Proposals to limit offsite work by federal employees and/or to shrink the federal office space footprint have gained more traction in Congress with the first Senate bills on those topics set for committee voting this week and the House poised to approve setting new standards on those issues for the FAA.
The Senate Homeland Security and Governmental Affairs Committee — which to date has lagged behind its House counterpart panel in addressing those issues — plans voting this week on two bipartisan bills:
* S-4043, to require OPM to set new requirements for agencies to report on their telework practices, including the impacts on customer service, backlogs and wait times, cost to operations, security, management of real estate and other property, technology investments, and recruitment and retention. Also, agencies would have to track and report their space utilization rates under guidance from OMB, make their telework policies publicly available online, and establish automated systems to track telework.
* S-3015, to require federal managers to review employee telework agreements annually to determine whether to renew them, taking into account factors such as whether the duties have changed, the employee’s performance and the needs of the agency. In addition, managers and employees would be trained annually on offsite work rules, and OPM would have to annually provide more detailed reporting on offsite work by agency. It also would require agencies to report on positions are the best fit for performance offsite and promotes the hiring of veterans, spouses of military service members and spouses of federal law enforcement officers for such positions.
Approval there would clear those bills for Senate floor votes that would move them to the House, which already has passed HR-6276, which would trigger a process of consolidating and selling off space if usage stayed below 60 percent for more than a year.
A separate recently introduced bipartisan bill is still pending in the Senate committee. That measure, S-4266, would require federal employees work onsite at least 60 percent of the time; require agencies to monitor the work of employees engaged in telework to ensure they are actually working; and require agencies to report on their productivity metrics and the potential negative effects of telework on productivity, morale, security vulnerabilities, or waste, fraud, or abuse.
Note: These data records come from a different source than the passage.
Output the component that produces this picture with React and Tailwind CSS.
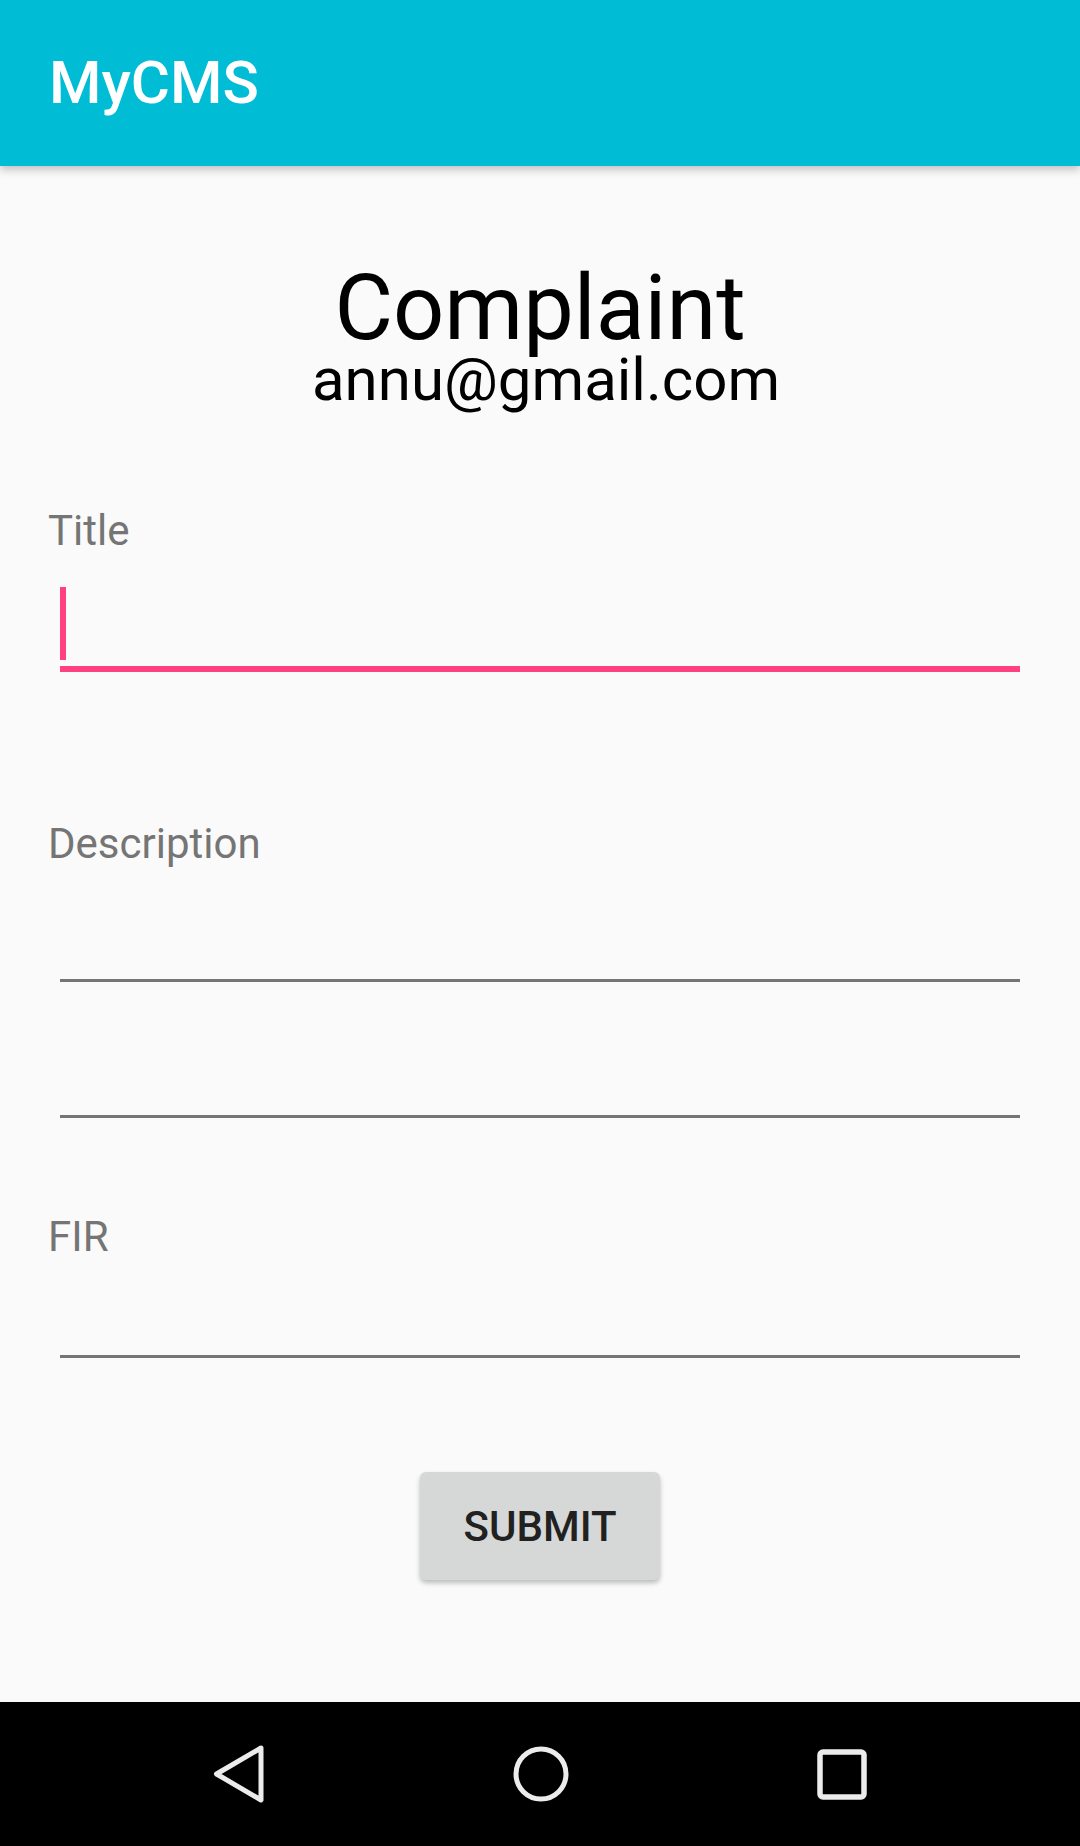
import React from 'react';

const Label = ({ children, className = '' }) => (
  <p className={`ml-[48px] text-[42px] leading-[42px] text-[#757575] ${className}`}>{children}</p>
);

const NavBar = () => (
  <nav className="h-[144px] bg-black flex items-center pl-[213px] gap-[248px]">
    {/* back */}
    <svg width="52" height="58" viewBox="0 0 52 58" className="shrink-0">
      <polygon
        points="48,3 3.5,29 48,55"
        fill="none"
        stroke="#ececec"
        strokeWidth="5"
        strokeLinejoin="round"
      />
    </svg>
    {/* home */}
    <svg width="56" height="56" viewBox="0 0 56 56" className="shrink-0">
      <circle cx="28" cy="28" r="25" fill="none" stroke="#ececec" strokeWidth="5" />
    </svg>
    {/* recents */}
    <svg width="50" height="51" viewBox="0 0 50 51" className="shrink-0">
      <rect x="3" y="3" width="44" height="45" rx="3" fill="none" stroke="#ececec" strokeWidth="5.5" />
    </svg>
  </nav>
);

export default function App() {
  return (
    <div className="min-h-screen h-[1846px] flex flex-col bg-[#fafafa] font-['Roboto','Liberation_Sans',sans-serif]">
      <header className="relative z-10 h-[166px] shrink-0 bg-[#00bcd4] flex items-center pl-[49px] shadow-[0_4px_8px_rgba(0,0,0,0.22)]">
        <h1 className="text-[60px] leading-none font-medium text-white">MyCMS</h1>
      </header>

      <main className="flex-1 flex flex-col">
        <div className="pt-[102px] text-center text-black">
          <h2 className="text-[90px] leading-[82px]">Complaint</h2>
          <p className="pl-[12px] text-[60px] leading-[60px]">annu@gmail.com</p>
        </div>

        {/* title */}
        <Label className="mt-[100px]">Title</Label>
        <div className="mx-[60px] pt-[35px] pb-[6px] border-b-[6px] border-[#ff4081]">
          <div className="w-[6px] h-[73px] bg-[#ff4081]" />
        </div>

        {/* description */}
        <Label className="mt-[151px]">Description</Label>
        <div className="mx-[60px] h-[117px] border-b-[3px] border-[#757575]" />
        <div className="mx-[60px] h-[136px] border-b-[3px] border-[#757575]" />

        {/* fir */}
        <Label className="mt-[98px]">FIR</Label>
        <div className="mx-[60px] h-[100px] border-b-[3px] border-[#757575]" />

        <div className="mt-[114px] flex justify-center">
          <button className="w-[240px] h-[108px] rounded-[6px] bg-[#d6d7d7] text-[42px] font-medium text-[#212121] shadow-[0_3px_5px_rgba(0,0,0,0.25)]">
            SUBMIT
          </button>
        </div>
      </main>

      <NavBar />
    </div>
  );
}
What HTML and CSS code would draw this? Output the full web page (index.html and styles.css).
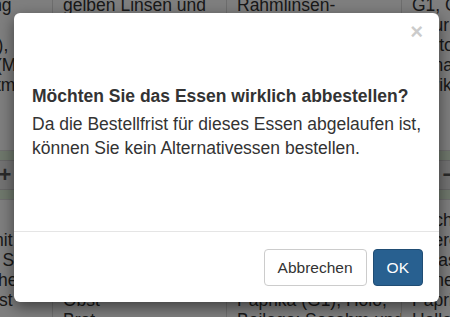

The FAA-related bill, HR-3935, is a reauthorization measure that already has passed the Senate with some changes after initially passing the House. It would set agency-specific policies there that could act as a model for similar language affecting other agencies in bills to come.
For example, it would require that the agency’s telework policies not “inhibit site visits, inspections, in-person collaboration, on-the-job training, and operations”; and require “the consideration of telework status and duty station when determining pay rates for employees,” according to a summary.
It further requires the FAA’s parent Transportation Department “to review the office footprint of the DOT to determine if it is an adequate use of resources based on the workforce, the needs of that workforce, the regions where DOT’s modal administrations perform work, and general changes to how and where work is completed.”
The department then would have to “determine where office consolidation within and between modes may make sense,” taking into account factors such as “accessibility for persons with disabilities, maintenance costs, and age and condition of such offices,” the summary says.